Return the number of lines that include the string "TypeScript", without any other text.

#### Extracted entries:

⁂

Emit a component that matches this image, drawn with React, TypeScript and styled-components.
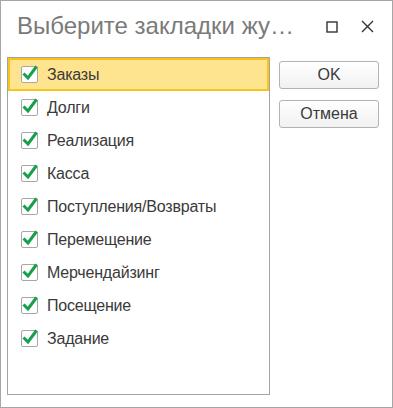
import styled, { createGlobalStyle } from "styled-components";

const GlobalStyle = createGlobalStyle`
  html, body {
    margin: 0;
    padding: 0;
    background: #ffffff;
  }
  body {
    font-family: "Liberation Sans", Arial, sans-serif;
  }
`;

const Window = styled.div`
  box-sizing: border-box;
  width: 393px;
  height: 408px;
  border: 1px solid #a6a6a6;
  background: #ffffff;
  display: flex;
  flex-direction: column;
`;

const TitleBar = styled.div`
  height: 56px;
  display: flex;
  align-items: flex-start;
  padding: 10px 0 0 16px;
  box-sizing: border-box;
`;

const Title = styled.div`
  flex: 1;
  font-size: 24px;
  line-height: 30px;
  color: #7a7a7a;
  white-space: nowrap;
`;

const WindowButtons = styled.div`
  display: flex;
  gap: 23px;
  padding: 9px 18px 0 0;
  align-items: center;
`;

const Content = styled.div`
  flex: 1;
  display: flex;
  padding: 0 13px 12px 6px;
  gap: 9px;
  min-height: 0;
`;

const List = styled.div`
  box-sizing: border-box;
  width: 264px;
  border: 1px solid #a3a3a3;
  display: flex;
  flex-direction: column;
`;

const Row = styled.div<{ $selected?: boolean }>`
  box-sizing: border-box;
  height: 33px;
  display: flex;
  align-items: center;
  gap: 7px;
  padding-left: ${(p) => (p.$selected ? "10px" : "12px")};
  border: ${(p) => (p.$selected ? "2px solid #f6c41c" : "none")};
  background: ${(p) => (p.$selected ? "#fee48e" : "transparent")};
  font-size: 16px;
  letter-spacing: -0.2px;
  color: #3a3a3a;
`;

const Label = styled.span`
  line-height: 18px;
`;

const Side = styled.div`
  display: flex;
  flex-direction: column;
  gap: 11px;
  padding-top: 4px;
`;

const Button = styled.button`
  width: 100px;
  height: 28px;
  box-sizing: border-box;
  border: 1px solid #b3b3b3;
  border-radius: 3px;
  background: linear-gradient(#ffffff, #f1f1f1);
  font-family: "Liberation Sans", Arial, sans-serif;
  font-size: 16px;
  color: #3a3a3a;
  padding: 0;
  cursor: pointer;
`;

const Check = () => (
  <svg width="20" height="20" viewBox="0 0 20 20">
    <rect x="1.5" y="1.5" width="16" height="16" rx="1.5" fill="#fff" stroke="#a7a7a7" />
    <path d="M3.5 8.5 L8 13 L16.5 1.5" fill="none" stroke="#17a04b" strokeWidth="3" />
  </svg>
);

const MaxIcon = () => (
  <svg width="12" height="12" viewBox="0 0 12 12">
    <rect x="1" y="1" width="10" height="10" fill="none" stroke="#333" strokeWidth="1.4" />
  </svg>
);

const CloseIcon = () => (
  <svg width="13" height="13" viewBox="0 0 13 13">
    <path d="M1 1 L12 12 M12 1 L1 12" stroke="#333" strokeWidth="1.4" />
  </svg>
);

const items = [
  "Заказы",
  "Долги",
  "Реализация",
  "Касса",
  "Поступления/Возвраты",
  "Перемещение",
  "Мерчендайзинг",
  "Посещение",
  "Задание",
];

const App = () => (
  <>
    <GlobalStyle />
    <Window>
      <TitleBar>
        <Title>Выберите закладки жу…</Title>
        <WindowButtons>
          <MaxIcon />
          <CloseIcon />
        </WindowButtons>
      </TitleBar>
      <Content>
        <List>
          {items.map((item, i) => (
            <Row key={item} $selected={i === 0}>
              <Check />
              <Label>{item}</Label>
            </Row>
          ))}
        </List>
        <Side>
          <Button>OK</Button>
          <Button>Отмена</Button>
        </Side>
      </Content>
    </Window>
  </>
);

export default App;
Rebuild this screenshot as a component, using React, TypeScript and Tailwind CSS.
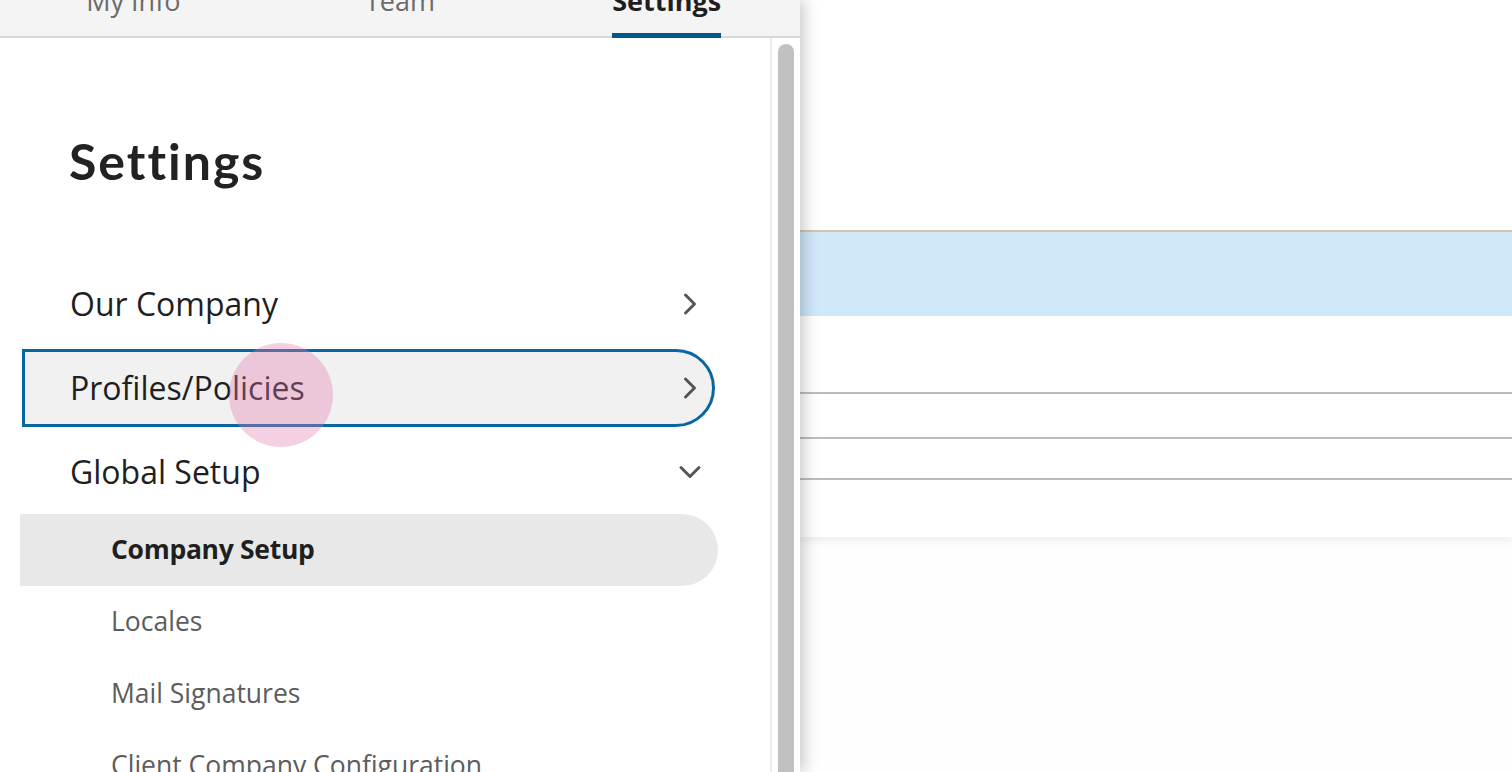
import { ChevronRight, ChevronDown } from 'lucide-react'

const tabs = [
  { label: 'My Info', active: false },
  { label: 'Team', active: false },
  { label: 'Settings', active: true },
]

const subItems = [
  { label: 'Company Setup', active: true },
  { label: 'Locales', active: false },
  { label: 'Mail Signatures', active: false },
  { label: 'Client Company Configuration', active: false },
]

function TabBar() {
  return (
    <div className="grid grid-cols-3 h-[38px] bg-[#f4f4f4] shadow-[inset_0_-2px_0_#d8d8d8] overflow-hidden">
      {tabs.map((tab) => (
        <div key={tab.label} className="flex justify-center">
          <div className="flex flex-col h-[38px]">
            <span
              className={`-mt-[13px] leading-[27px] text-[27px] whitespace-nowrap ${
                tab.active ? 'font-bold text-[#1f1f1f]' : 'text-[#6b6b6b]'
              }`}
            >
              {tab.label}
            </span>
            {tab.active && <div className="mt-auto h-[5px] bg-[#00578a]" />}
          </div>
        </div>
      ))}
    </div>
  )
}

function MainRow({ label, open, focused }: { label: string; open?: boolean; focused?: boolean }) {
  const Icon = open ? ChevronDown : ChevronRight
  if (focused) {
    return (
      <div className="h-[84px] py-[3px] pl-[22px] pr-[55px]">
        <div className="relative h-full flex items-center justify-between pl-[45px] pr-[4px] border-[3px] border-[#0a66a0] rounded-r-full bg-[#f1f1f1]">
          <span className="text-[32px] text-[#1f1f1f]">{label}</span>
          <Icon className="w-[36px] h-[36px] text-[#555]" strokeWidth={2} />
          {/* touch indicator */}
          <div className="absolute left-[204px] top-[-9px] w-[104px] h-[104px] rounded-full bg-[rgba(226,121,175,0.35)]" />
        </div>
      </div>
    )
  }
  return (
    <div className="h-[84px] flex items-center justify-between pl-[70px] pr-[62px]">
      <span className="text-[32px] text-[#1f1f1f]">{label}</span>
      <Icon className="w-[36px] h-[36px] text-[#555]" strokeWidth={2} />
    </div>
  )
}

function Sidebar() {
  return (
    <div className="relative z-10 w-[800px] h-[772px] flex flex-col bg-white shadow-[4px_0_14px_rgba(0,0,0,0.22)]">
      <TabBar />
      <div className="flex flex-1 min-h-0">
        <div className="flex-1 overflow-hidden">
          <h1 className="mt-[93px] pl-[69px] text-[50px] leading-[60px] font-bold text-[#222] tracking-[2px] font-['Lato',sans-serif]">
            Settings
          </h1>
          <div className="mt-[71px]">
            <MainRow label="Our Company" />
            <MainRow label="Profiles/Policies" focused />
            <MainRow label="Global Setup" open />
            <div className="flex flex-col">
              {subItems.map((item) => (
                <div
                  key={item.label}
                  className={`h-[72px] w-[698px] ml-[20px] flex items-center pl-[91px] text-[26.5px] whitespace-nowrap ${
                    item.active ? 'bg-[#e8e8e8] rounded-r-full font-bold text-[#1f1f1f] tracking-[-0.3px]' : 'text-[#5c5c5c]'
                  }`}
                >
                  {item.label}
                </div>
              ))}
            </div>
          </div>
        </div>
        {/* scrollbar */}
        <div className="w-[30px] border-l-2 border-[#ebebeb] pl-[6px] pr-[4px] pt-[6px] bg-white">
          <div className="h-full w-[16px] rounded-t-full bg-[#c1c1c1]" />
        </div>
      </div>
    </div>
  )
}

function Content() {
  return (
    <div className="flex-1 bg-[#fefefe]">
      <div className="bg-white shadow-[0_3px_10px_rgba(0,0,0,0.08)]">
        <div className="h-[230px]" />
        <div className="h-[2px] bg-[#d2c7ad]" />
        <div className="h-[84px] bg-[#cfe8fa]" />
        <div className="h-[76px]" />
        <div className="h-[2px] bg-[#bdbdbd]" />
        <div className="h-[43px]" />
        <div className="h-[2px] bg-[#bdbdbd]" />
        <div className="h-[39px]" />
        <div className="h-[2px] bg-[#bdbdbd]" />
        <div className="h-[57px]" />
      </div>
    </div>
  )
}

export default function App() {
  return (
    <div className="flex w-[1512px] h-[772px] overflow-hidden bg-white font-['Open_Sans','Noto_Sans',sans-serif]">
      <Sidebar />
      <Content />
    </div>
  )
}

⁂

#### Task solution:
2